If not dots, then what ?
Arcs, arcs is the answer to that question. If we know the number of connections in a region we can figure out the percent that each area represents in the length of a circumference; creating each area as an arc scaled with that length, the sum will be a complete circle.
An arc in Bokeh is a glyph and to be drawn needs: 'x', 'y', 'radius',
'start_angle', 'end_angle' and 'direction'. X and Y are the center of my
circle (0,0) and the radius will be 1 to make things easier. The missing
values are start_angle and end_angle ; with them we will be able to draw
the arcs and the circumference.
Loading the info
To know the length that each area should have, we need first of all to know the number of connections that each area has.
import numpy as np
connectome = np.load('connectome.npy')
weights_of_areas = (connectome.sum(axis=0) + connectome.sum(axis=1)) - connectome.diagonal()
Now that we know the number of connections per area, we can know the length that it would represent in a circunference.

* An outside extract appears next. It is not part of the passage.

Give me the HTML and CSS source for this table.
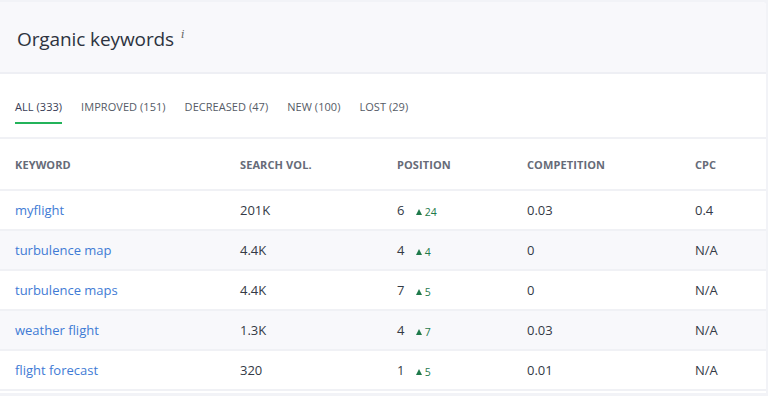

For that, I will use radians and radius = 1 to make operations easier.
from math import pi
areas_in_radians = (weights_of_areas/weights_of_areas.sum()) * (2 * pi)
If this is this operation was correct, the sum should be near a 2π radians.
from math import isclose
isclose(2*pi, areas_in_radians.sum())
True
An arc of a circle is a “portion” of the circumference of the circle. The
length of an arc is simply the length of its “portion” of the circumference.
Now that we now the length of each area in a circumference we need to know
the start and end angles of the arc in order to be able to draw them. The
radian measure, ø, of a central angle of a circle is defined as the ratio of
the length of the arc the angle subtends, s, divided by the radius of the
circle, r.
So in this case ø = s makes everything much easier. Our points must start on
zero, so I add a zero in the begining of the array.
points = np.zeros((areas_in_radians.shape[0]+1)) # We add a zero in the begging for the cumsum
points[1:] = areas_in_radians
points = points.cumsum()
start_angle = points[:-1]
end_angle = points[1:]
Let’s add some color using the function we already created for the previous connectome.
from colorsys import hsv_to_rgb
def gen_color(h):
golden_ratio = (1 + 5 ** 0.5) / 2
h += golden_ratio
h %= 1
return '#{:02X}{:02X}{:02X}'.format(*tuple(int(a*100) for a in hsv_to_rgb(h, 0.55, 2.3)))
colors = np.array([gen_color(area/areas_in_radians.shape[0]) for area in range(areas_in_radians.shape[0])])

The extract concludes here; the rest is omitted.